Ships before the revolution were built upon British capitals. There
are no capitals in Boston I fear but such as consist in credits to the nation or the
State or employed in speculations in the Stocks. The carrying trade is the only resource
for shipbuilding. The English are in possession of this. They not only have ships ready;
but they own the crops for the most part. To dispossess the English from this business
requires a system of measures and a course of time and our people are so fickle and
unsteady, that it is doubtfull whether they would bear with patience the trial of a fair
experiment The Massachusetts a few years ago, made a navigation act, which if it had
been preserved to this day would in my opinion have found full employment for her
shipwrights: but Mr Sullivan and Parson Thatcher, I heard in
London became declaimers if not preachers against it and it was repealed.2 If Congress should make a similar law, it will
be opposed by powerful interests, who will continually grumble against it and there is
neither vigour nor constancy enough in the government, I am afraid, to persevere. That
Congress will take some measures to bring into circulation the monies locked up, I
cannot doubt. This must be done— I am assured that considerable sums of money are
ordered to America from Europe, so that I hope we shall not have so great a scarcity of
money long. The State debts, I fear will not be assumed this session.
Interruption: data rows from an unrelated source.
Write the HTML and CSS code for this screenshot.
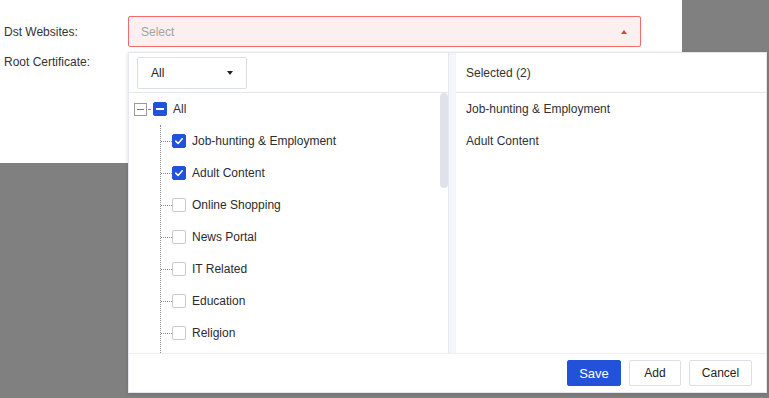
FILE: index.html
```html
<!DOCTYPE html>
<html lang="en">
<head>
    <meta charset="UTF-8">
    <meta name="viewport" content="width=device-width, initial-scale=1.0">
    <title>Dst Websites</title>
    <link rel="stylesheet" href="styles.css">
</head>
<body>
    <div class="page">
        <div class="form">
            <div class="form-row">
                <label class="form-label">Dst Websites:</label>
                <div class="select is-error">
                    <span class="select-placeholder">Select</span>
                    <span class="caret-up"></span>
                </div>
            </div>
            <div class="form-row second">
                <label class="form-label">Root Certificate:</label>
            </div>
        </div>

        <div class="popup">
            <div class="popup-body">
                <div class="panel left">
                    <div class="panel-head">
                        <div class="mini-select">
                            <span>All</span>
                            <span class="caret-down"></span>
                        </div>
                    </div>
                    <div class="tree-wrap">
                        <div class="tree">
                            <div class="tree-root">
                                <span class="expander"></span>
                                <span class="branch short"></span>
                                <span class="check half"></span>
                                <span class="tree-label">All</span>
                            </div>
                            <div class="tree-children">
                                <div class="tree-node"><span class="branch"></span><span class="check on"><svg viewBox="0 0 14 14"><path d="M3.2 7.2 L6 9.8 L10.8 4.4" fill="none" stroke="#fff" stroke-width="1.8" stroke-linecap="round" stroke-linejoin="round"/></svg></span><span class="tree-label">Job-hunting &amp; Employment</span></div>
                                <div class="tree-node"><span class="branch"></span><span class="check on"><svg viewBox="0 0 14 14"><path d="M3.2 7.2 L6 9.8 L10.8 4.4" fill="none" stroke="#fff" stroke-width="1.8" stroke-linecap="round" stroke-linejoin="round"/></svg></span><span class="tree-label">Adult Content</span></div>
                                <div class="tree-node"><span class="branch"></span><span class="check"></span><span class="tree-label">Online Shopping</span></div>
                                <div class="tree-node"><span class="branch"></span><span class="check"></span><span class="tree-label">News Portal</span></div>
                                <div class="tree-node"><span class="branch"></span><span class="check"></span><span class="tree-label">IT Related</span></div>
                                <div class="tree-node"><span class="branch"></span><span class="check"></span><span class="tree-label">Education</span></div>
                                <div class="tree-node"><span class="branch"></span><span class="check"></span><span class="tree-label">Religion</span></div>
                                <div class="tree-node"><span class="branch"></span></div>
                            </div>
                        </div>
                        <div class="scroll-track"><div class="scroll-thumb"></div></div>
                    </div>
                </div>
                <div class="gutter"></div>
                <div class="panel right">
                    <div class="panel-head">Selected (2)</div>
                    <div class="selected-list">
                        <div class="selected-item">Job-hunting &amp; Employment</div>
                        <div class="selected-item">Adult Content</div>
                    </div>
                </div>
            </div>
            <div class="popup-foot">
                <button class="btn primary save">Save</button>
                <button class="btn add">Add</button>
                <button class="btn cancel">Cancel</button>
            </div>
        </div>
    </div>
</body>
</html>
```

FILE: styles.css
```css
body {
    margin: 0;
    font-family: "Liberation Sans", Arial, sans-serif;
    font-size: 12px;
    color: #303133;
    background: #808080;
}
.page {
    position: relative;
    width: 769px;
    height: 398px;
    overflow: hidden;
}
.form {
    width: 682px;
    height: 163px;
    background: #fff;
    padding-top: 16px;
    box-sizing: border-box;
}
.form-row {
    display: flex;
    align-items: center;
}
.form-row.second {
    margin-top: 7px;
}
.form-label {
    width: 124px;
    padding-left: 4px;
    line-height: 16px;
    color: #333;
}
.select {
    width: 513px;
    height: 31px;
    box-sizing: border-box;
    display: flex;
    align-items: center;
    justify-content: space-between;
    padding: 0 13px 0 12px;
    border: 1px solid #f26b6b;
    border-radius: 2px;
    background: #fbefef;
}
.select-placeholder {
    color: #a0a3a8;
}
.caret-up {
    width: 0;
    height: 0;
    border-left: 3px solid transparent;
    border-right: 3px solid transparent;
    border-bottom: 4px solid #e33a3a;
}
.caret-down {
    width: 0;
    height: 0;
    border-left: 3.5px solid transparent;
    border-right: 3.5px solid transparent;
    border-top: 4px solid #222;
}

/* dropdown */
.popup {
    position: absolute;
    left: 128px;
    top: 52px;
    width: 639px;
    height: 341px;
    box-sizing: border-box;
    background: #fff;
    border: 1px solid #e4e7ed;
    box-shadow: 0 1px 4px rgba(0, 0, 0, 0.15);
    display: flex;
    flex-direction: column;
}
.popup-body {
    display: flex;
    height: 300px;
    border-bottom: 1px solid #ebeef5;
}
.panel {
    display: flex;
    flex-direction: column;
}
.panel.left {
    width: 319px;
}
.panel.right {
    flex: 1;
}
.gutter {
    width: 7px;
    background: #f5f6fb;
    border-left: 1px solid #e6e8f0;
}
.panel-head {
    height: 39px;
    flex-shrink: 0;
    border-bottom: 1px solid #e4e7ed;
    display: flex;
    align-items: center;
    padding-left: 8px;
}
.panel.right .panel-head {
    padding-left: 10px;
}
.mini-select {
    width: 110px;
    height: 32px;
    box-sizing: border-box;
    border: 1px solid #dcdfe6;
    border-radius: 2px;
    display: flex;
    align-items: center;
    justify-content: space-between;
    padding: 0 13px 0 13px;
    color: #222;
}
.tree-wrap {
    flex: 1;
    display: flex;
    overflow: hidden;
}
.tree {
    flex: 1;
    overflow: hidden;
}
.scroll-track {
    width: 8px;
    flex-shrink: 0;
}
.scroll-thumb {
    height: 95px;
    background: #dfe2e9;
    border-radius: 4px;
}
.tree-root {
    display: flex;
    align-items: center;
    height: 32px;
    padding-left: 5px;
}
.tree-node {
    display: flex;
    align-items: center;
    height: 32px;
}
.tree-children {
    margin-left: 31px;
    border-left: 1px dotted #8a8a8a;
}
.expander {
    width: 13px;
    height: 13px;
    box-sizing: border-box;
    border: 1px solid #9a9a9a;
    display: flex;
    align-items: center;
    justify-content: center;
}
.expander::after {
    content: "";
    width: 7px;
    height: 1px;
    background: #777;
}
.branch {
    width: 11px;
    border-top: 1px dotted #8a8a8a;
}
.branch.short {
    width: 2px;
    margin: 0 3px 0 1px;
}
.check {
    width: 14px;
    height: 14px;
    box-sizing: border-box;
    border: 1px solid #c8cad0;
    border-radius: 2px;
    background: #fff;
    display: flex;
    align-items: center;
    justify-content: center;
    margin-right: 6px;
}
.check svg {
    width: 14px;
    height: 14px;
}
.check.on,
.check.half {
    background: #2152d9;
    border-color: #2152d9;
}
.check.half::after {
    content: "";
    width: 8px;
    height: 2px;
    background: #fff;
}
.tree-label {
    color: #2a2c30;
}
.selected-item {
    height: 32px;
    line-height: 32px;
    padding-left: 10px;
}
.popup-foot {
    flex: 1;
    display: flex;
    align-items: center;
    justify-content: flex-end;
    gap: 8px;
    padding-right: 14px;
}
.btn {
    height: 26px;
    padding: 0;
    box-sizing: border-box;
    font-family: "Liberation Sans", Arial, sans-serif;
    font-size: 12px;
    color: #222;
    background: #fff;
    border: 1px solid #dcdfe6;
    border-radius: 2px;
}
.btn.save {
    width: 54px;
    font-size: 13px;
}
.btn.add {
    width: 52px;
}
.btn.cancel {
    width: 63px;
}
.btn.primary {
    background: #2152d9;
    border-color: #2152d9;
    color: #fff;
}
```
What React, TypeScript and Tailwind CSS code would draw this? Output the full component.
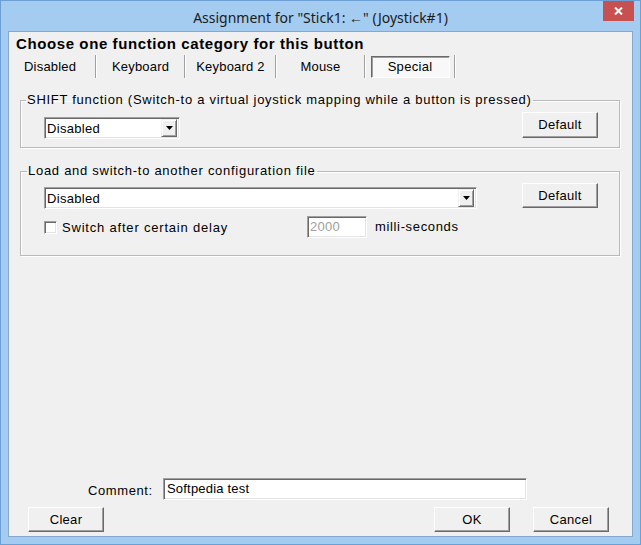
import React from "react";

const btn =
  "flex items-center justify-center bg-[#f0f0f0] border border-t-white border-l-white border-r-[#696969] border-b-[#696969] shadow-[inset_-1px_-1px_0_#a0a0a0] text-[13px] text-black tracking-[0.3px]";

const sunken =
  "border border-t-[#a0a0a0] border-l-[#a0a0a0] border-r-white border-b-white shadow-[inset_1px_1px_0_#696969,inset_-1px_-1px_0_#e3e3e3] bg-white";

function Arrow() {
  return (
    <div className="flex items-center justify-center w-[16px] h-[18px] bg-[#f0f0f0] border border-t-[#f0f0f0] border-l-[#f0f0f0] border-r-[#696969] border-b-[#696969] shadow-[inset_1px_1px_0_#fff,inset_-1px_-1px_0_#a0a0a0]">
      <svg width="7" height="4" viewBox="0 0 7 4">
        <path d="M0 0h7L3.5 4z" fill="#000" />
      </svg>
    </div>
  );
}

function Select({ w, label }: { w: string; label: string }) {
  return (
    <div className={`${sunken} ${w} h-[22px] flex items-center justify-between pl-[2px] pr-[2px]`}>
      <span className="leading-none tracking-[0.3px]">{label}</span>
      <Arrow />
    </div>
  );
}

function Sep() {
  return <div className="w-[2px] h-[23px] border-l border-l-[#a0a0a0] border-r border-r-white" />;
}

export default function App() {
  return (
    <div
      className="w-[641px] h-[545px] bg-[#a3ccf0] border border-[#6d9fd5] flex flex-col text-[13px] text-black"
      style={{ fontFamily: '"Liberation Sans", Arial, sans-serif' }}
    >
      {/* Title bar */}
      <div className="h-[30px] flex items-start">
        <div className="w-[37px]" />
        <div
          className="flex-1 text-center text-[14px] leading-[20px] pt-[7px] text-[#1b1b1b]"
          style={{ fontFamily: '"Noto Sans", "Open Sans", sans-serif' }}
        >
          Assignment for "Stick1: ←" (Joystick#1)
        </div>
        <div className="w-[31px] h-[20px] mr-[6px] bg-[#c75050] flex items-center justify-center">
          <svg width="9" height="8" viewBox="0 0 9 8">
            <path d="M1 0.5L8 7.5M8 0.5L1 7.5" stroke="#fff" strokeWidth="2" />
          </svg>
        </div>
      </div>

      {/* Content */}
      <div className="flex-1 mx-[7px] mb-[7px] bg-[#f0f0f0] border border-[#86a8cc] flex flex-col">
        <div className="pl-[7px] pt-[3px] h-[23px] text-[15px] font-bold leading-[18px] tracking-[0.6px]">
          Choose one function category for this button
        </div>

        {/* Tabs */}
        <div className="flex items-center h-[23px]">
          <div className="w-[86px] pl-[15px] leading-none tracking-[0.2px]">Disabled</div>
          <Sep />
          <div className="w-[87px] text-center leading-none tracking-[0.2px]">Keyboard</div>
          <Sep />
          <div className="w-[89px] text-center leading-none tracking-[0.2px]">Keyboard 2</div>
          <Sep />
          <div className="w-[87px] text-center leading-none tracking-[0.2px]">Mouse</div>
          <Sep />
          <div className="w-[88px] flex justify-center">
            <div className="w-[79px] h-[22px] flex items-center justify-center bg-[#f8f8f8] border border-t-[#696969] border-l-[#696969] border-r-white border-b-white shadow-[inset_1px_1px_0_#a0a0a0] tracking-[0.3px]">
              Special
            </div>
          </div>
          <Sep />
        </div>

        {/* Group 1 */}
        <fieldset className="ml-[11px] w-[600px] mt-[14px] border border-[#b9b9b9] shadow-[inset_1px_1px_0_#fff,1px_1px_0_#fff]">
          <legend className="ml-[5px] px-[1px] leading-[16px] tracking-[0.72px]">
            SHIFT function (Switch-to a virtual joystick mapping while a button is pressed)
          </legend>
          <div className="flex items-start justify-between pb-[8px] pl-[23px] pr-[21px]">
            <div className="mt-[9px]">
              <Select w="w-[136px]" label="Disabled" />
            </div>
            <div className={`${btn} w-[76px] h-[26px] mt-[4px]`}>Default</div>
          </div>
        </fieldset>

        {/* Group 2 */}
        <fieldset className="ml-[11px] w-[600px] mt-[15px] border border-[#b9b9b9] shadow-[inset_1px_1px_0_#fff,1px_1px_0_#fff]">
          <legend className="ml-[6px] px-[1px] leading-[16px] tracking-[0.72px]">
            Load and switch-to another configuration file
          </legend>
          <div className="flex items-start justify-between pb-[17px] pl-[23px] pr-[21px]">
            <div className="flex flex-col mt-[8px]">
              <Select w="w-[433px]" label="Disabled" />
              <div className="flex items-center mt-[7px] h-[22px]">
                <div className={`${sunken} w-[13px] h-[13px]`} />
                <div className="ml-[5px] w-[245px] tracking-[0.8px] pt-[2px]">Switch after certain delay</div>
                <div className={`${sunken} w-[60px] h-[22px] flex items-center pl-[2px] text-[#a0a0a0] tracking-[0.3px]`}>2000</div>
                <div className="ml-[8px] tracking-[0.65px]">milli-seconds</div>
              </div>
            </div>
            <div className={`${btn} w-[76px] h-[25px] mt-[4px]`}>Default</div>
          </div>
        </fieldset>

        <div className="flex-1" />

        {/* Comment */}
        <div className="flex items-center pl-[79px]">
          <div className="w-[65px] tracking-[0.6px] pt-[3px]">Comment:</div>
          <div className={`${sunken} ml-[10px] w-[364px] h-[22px] flex items-center pl-[3px] tracking-[0.2px]`}>Softpedia test</div>
        </div>

        {/* Buttons */}
        <div className="flex items-center mt-[7px] mb-[4px] pl-[19px] pr-[23px]">
          <div className={`${btn} w-[76px] h-[25px]`}>Clear</div>
          <div className="flex-1" />
          <div className={`${btn} w-[76px] h-[25px]`}>OK</div>
          <div className={`${btn} w-[76px] h-[25px] ml-[23px]`}>Cancel</div>
        </div>
      </div>
    </div>
  );
}
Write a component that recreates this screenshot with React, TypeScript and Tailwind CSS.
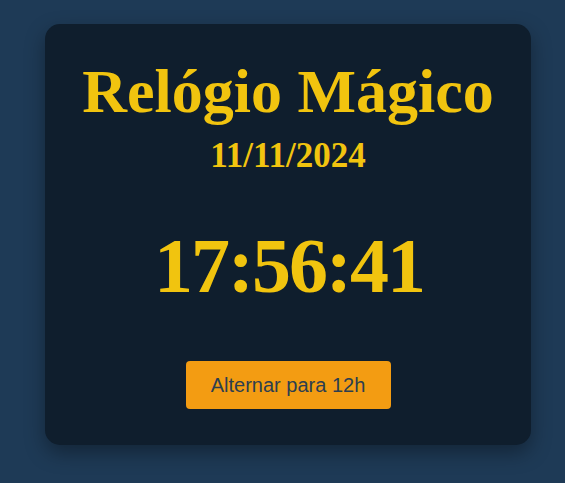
import React from "react";

export default function App() {
  return (
    <div className="min-h-[483px] w-full bg-[#1e3a56] pt-[24px] pl-[45px]">
      <div className="flex h-[421px] w-[486px] flex-col items-center rounded-[15px] bg-[#0f1e2d] pt-[36px] shadow-[0_8px_20px_rgba(0,0,0,0.35)]">
        <h1 className="font-['Liberation_Serif',serif] text-[62px] font-bold leading-[62px] text-[#f1c40f]">
          Relógio Mágico
        </h1>
        <div className="mt-[16px] font-['Liberation_Serif',serif] text-[35px] font-bold leading-[35px] text-[#f1c40f]">
          11/11/2024
        </div>
        <div className="mt-[54px] pl-[2px] font-['Liberation_Serif',serif] text-[78px] font-bold leading-[78px] tracking-[-2px] text-[#f1c40f]">
          17:56:41
        </div>
        <button className="mt-[56px] h-[48px] w-[205px] rounded-[4px] bg-[#f39c12] font-['Liberation_Sans',Arial,sans-serif] text-[20px] text-[#2c3e50]">
          Alternar para 12h
        </button>
      </div>
    </div>
  );
}
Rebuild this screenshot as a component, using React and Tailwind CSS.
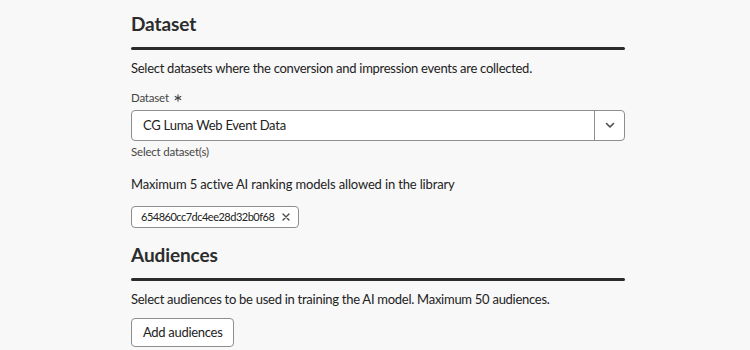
import React from "react";

function Section({ title, children }) {
  return (
    <section>
      <h2 className="text-[19px] font-bold leading-[26px] tracking-[-0.1px] text-[#2c2c2c]">{title}</h2>
      <div className="mt-[10px] h-[3px] rounded-full bg-[#2c2c2c]" />
      {children}
    </section>
  );
}

export default function App() {
  return (
    <div
      className="min-h-[350px] w-[750px] bg-[#f8f8f8] text-[#222222]"
      style={{ fontFamily: "Lato, 'Noto Sans', sans-serif" }}
    >
      <div className="ml-[131px] w-[494px] pt-[11px]">
        <Section title="Dataset">
          <p className="mt-[9px] text-[13px] leading-[18px] tracking-[-0.27px]">
            Select datasets where the conversion and impression events are collected.
          </p>

          <div className="mt-[13px] flex items-center gap-[5px] text-[11.5px] leading-[16px] tracking-[-0.2px] text-[#464646]">
            Dataset
            <svg width="8" height="8" viewBox="0 0 8 8">
              <path d="M4 0.8v6.4M1.2 2.4l5.6 3.2M6.8 2.4 1.2 5.6" stroke="#464646" strokeWidth="1.1" strokeLinecap="round" />
            </svg>
          </div>

          <div className="mt-[4px] flex h-[31px] rounded-[4px] border border-[#8e8e8e] bg-white">
            <div className="flex flex-1 items-center px-[11px] text-[13px] tracking-[-0.25px]">CG Luma Web Event Data</div>
            <button className="flex w-[30px] items-center justify-center border-l border-[#8e8e8e]">
              <svg width="10" height="7" viewBox="0 0 10 7" fill="none">
                <path d="M1.5 1.5 5 5l3.5-3.5" stroke="#4b4b4b" strokeWidth="1.6" strokeLinecap="round" strokeLinejoin="round" />
              </svg>
            </button>
          </div>
          <p className="mt-[3px] text-[11.5px] leading-[16px] tracking-[-0.2px] text-[#464646]">Select dataset(s)</p>

          <p className="mt-[15px] text-[13px] leading-[18px] tracking-[-0.15px]">
            Maximum 5 active AI ranking models allowed in the library
          </p>

          <div className="mt-[13px] mb-[14px] inline-flex h-[22px] items-center gap-[8px] rounded-[4px] border border-[#8e8e8e] bg-white pl-[9px] pr-[8px] text-[11px] tracking-[-0.5px]">
            <span>654860cc7dc4ee28d32b0f68</span>
            <svg width="8" height="8" viewBox="0 0 8 8">
              <path d="M1 1l6 6M7 1 1 7" stroke="#4b4b4b" strokeWidth="1.4" strokeLinecap="round" />
            </svg>
          </div>
        </Section>

        <Section title="Audiences">
          <p className="mt-[9px] text-[13px] leading-[18px] tracking-[-0.27px]">
            Select audiences to be used in training the AI model. Maximum 50 audiences.
          </p>
          <button className="mt-[10px] h-[29px] rounded-[4px] border border-[#8e8e8e] bg-white px-[11px] text-[13px] tracking-[-0.3px]">
            Add audiences
          </button>
        </Section>
      </div>
    </div>
  );
}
Without a national government and steady measures we shall never be prosperous, and there is too powerful a party in Massachusetts against both. I hope we shall see better times, but my hopes are not sanguine
Yours &c
LbC in CA’s hand (Adams Papers); internal address: “Thomas Crafts
Esqr Boston”; APM Reel 115.
By late spring, congressional battle lines were drawn over two
major issues: settling war debts and siting the capital. Within Congress,
Massachusetts and South Carolina favored the federal assumption of state debts, while
Virginia and North Carolina stood opposed to it. An antislavery petition, submitted by
Benjamin Franklin, complicated both sets of debates. James Madison joined New England
representatives in supporting calls to end slavery, but he led the opposition in the
House of Representatives regarding assumption (Elkins and McKitrick, Age of
Federalism
, p. 147, 152, 160).
The Mass. General Court’s navigation act of 23 June 1785
prohibited imports sent via British ships, restricted foreign ships to entering only
three regional ports, and laid duties on all other foreign ships that were double
those paid by American ships. Massachusetts politician James Sullivan backed the
measures, but he worried that internal division 359 and a love of
luxury kept Americans under Great Britain’s economic sway, writing: “Our Merchants
have a supreme regard to her Commerce perhaps the large Sums they owe there keeps them
in Awe.” Peter Thacher (1752–1802), Harvard 1769, who was the General Court’s
chaplain, sided with Sullivan. On 29 Nov. 1790 Massachusetts lawmakers repealed the
restrictions and heavy duties on foreign vessels, retaining the provisions against
British ships (vol. 17:83,
535, 605;
Sibley’s Harvard
Graduates
, 17:237, 245, 246).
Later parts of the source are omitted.